| 竹内紀吉氏(浦安図書館)関連の基礎教養として、山本周五郎『青べか物語』を今頃精密読書。
そして****とひどい悪態をついた。 美しく純粋な、黄金の光を放つものが毀れた。助なあこは自分を反省し、また独学に熱中し始めた。いちどならず「死んでしまおう」と思い、どこか遠い土地へいってしまおうと決心した。北海道かどこかの広い広い、はだら雪の人けもない曠野を、頭を垂れ、うちひしがれた心をいだいた自分が、独りとぼと.ほと歩いてゆく。こう想像するたびに、彼は一種の快感にさえ浸されるのであったが、現実にそうする勇気は起こらなかった。 (青べか物語/蜜柑の木)
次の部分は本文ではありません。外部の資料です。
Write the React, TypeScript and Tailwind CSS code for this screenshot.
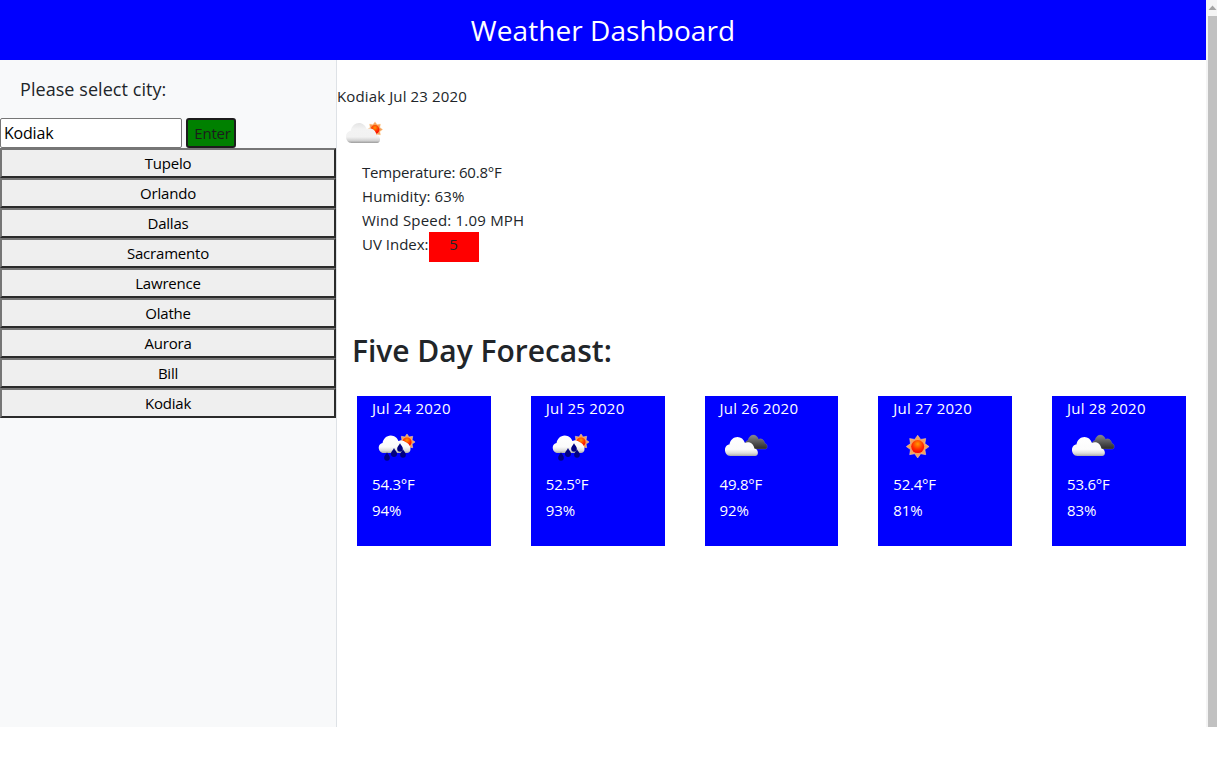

救いの主は五郎さんの姉であった。父親から手紙を受取った姉が、一人の娘を伴れて北海道からはるばるやって来たのである。娘は小柄な軀ではあるが、健康そうで、縹緻もゆい子より一段とたちまさっていた。実科女学校中退、年もゆい子より二つ若かった。 (青べか物語/砂と柘榴)
引用した個所は、『青べか』の中に「北海道」の文言が登場するのが面白くて個人的趣味でピックアップしただけです。『蜜柑の木』や『砂と柘榴』の作品本質とは別に関係ありませんからご注意を。
面白かった。黒澤明『どですかでん』の原作『季節のない街』も一気に行こう!